Friday, February 5, 2010

Les cours

This past week has been incredibly tiring, because it was the first week of classes and I've been checking out as many lectures and TDs (discussion sections) as possible so that I can choose the classes that will be best for me. We're lucky, because unlike the French students who pretty much have their schedules set for them, we can take whatever classes we want.

What made this week tiring (in addition to the brain power needed to listen to French allll week) was that I was checking out classes everyday except for today at 8:30 AM (UGH), AND because all of their lectures are TWO HOURS and all of their discussion sections are between TWO HOURS & TWO AND A HALF HOURS LONG. Most of the professors didn't give breaks, and there are no passing periods, so on Monday, for instance, I was in four classes from 8:30AM to 5:30PM straight with the only break being one hour for lunch. I've definitely been falling asleep in pretty much every class this week, but that's the French school system's fault, not mine.

I haven't completely made up my mind, but my classes look something like this:

1. A Literature lecture for non-Lit majors (she talked about Racine, Moliere and someone else the first class). It's a big lecture, and all of the TDs have wildly different themes. I chose the one about (drumroll please....) CICERO! We're reading one of his short works, as well as detective novel where Cicero is a character, and at the end of the class we'll be watching parts of my favorite TV show ever, ROME! (actually, when the professor wrote it one on the board, he used an exclamation mark too). There are only seven people in that class. I like the professor because he speaks reeeeeally slowly, and he writes down everything he says on the board, anyway. The first class was an overview of Rome during Cicero's time (i.e. stuff I already learned in a previous class), so it was really cool learning the French versions of the Latin words that I know in their English versions. Also, I was definitely answering questions that no one else knew the answer too, so even if my French is limited, he knows that I'm making an effort. I'm really excited for this class. PLUS, in case you had forgottem Cicero's works are available in ENGLISH, and the other book we're reading is actually a translation of a novel in English anyway. So, worst case scenario, I can't become too lost. Considering that neither of these are originally in French, I haven't decided in which language I will be reading them.

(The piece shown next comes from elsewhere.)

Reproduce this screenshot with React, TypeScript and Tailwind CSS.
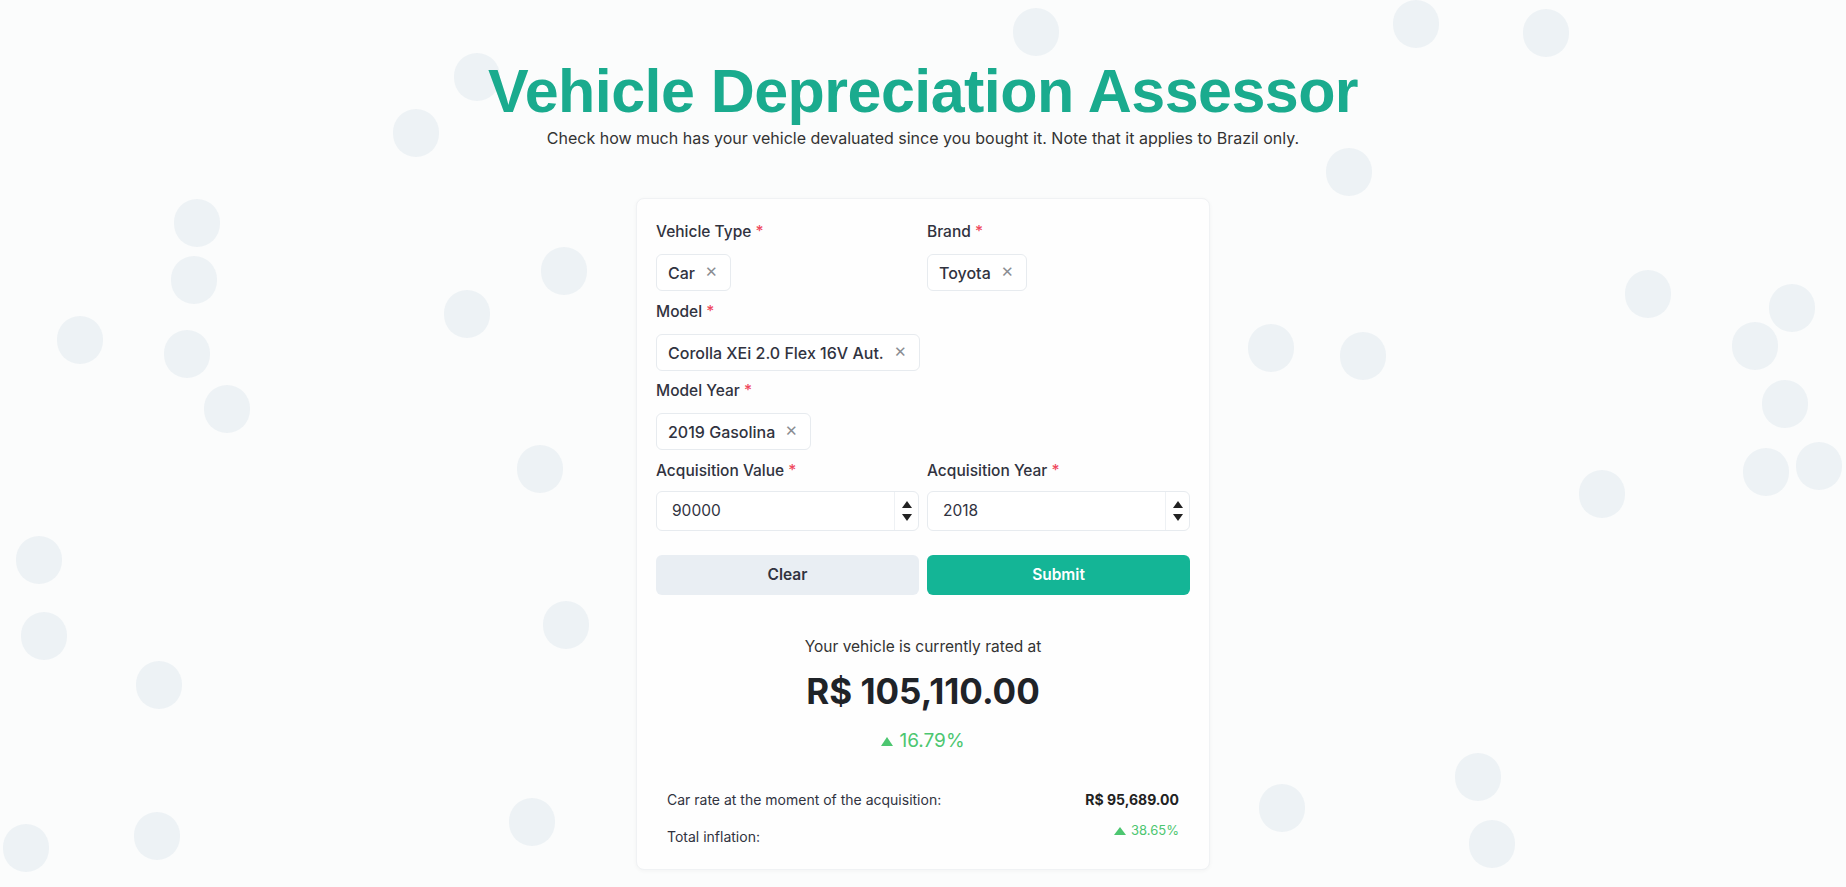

I'm also probably going to take a class on Louis XV. The professor leading my discussion section was kind of mean to me the first day, BUT I think I was successful enough in proving that my French is limited, because he flat out told me I didn't have enough French knowledge that would be required to do the oral reports that everyone else was going to have to do. Score! I have an appointment with him before class next week, so we'll see what the alternative is.

I also might have a class on Renaissance art. The professor leading the TD seems really nice, and he said that my friend and I don't have to do the oral report if we don't want to. I think I might like art history classes here, because there are things to look at in addition to hearing the lecture, which I think will be helpful. I've been getting really excited this week whenever I've been able to take away any knowledge from a class, because I don't understand anything, but yesterday I definitely learned that Saint Jerome translated the bible, and that he had a cute lion that was his pet (or something), so I would consider that TD to be a success.

I'm debating this one, but I might take a slightly higher level course on Rome, from the Punic Wars to Actium (I was excused from the oral report in this class, too). One one hand, the professor told me that since I have studied this stuff before, it might not be too hard for me. On the other hand, it looks like the level of difficulty between my first level and my second level classes jumps considerably, so I don't know how much suffering this class will be worth. I think it's a lot of reading (BUT AGAIN, this stuff is available in English. If I can attempt to discuss it in French was necessary, is reading it in English cheating?!).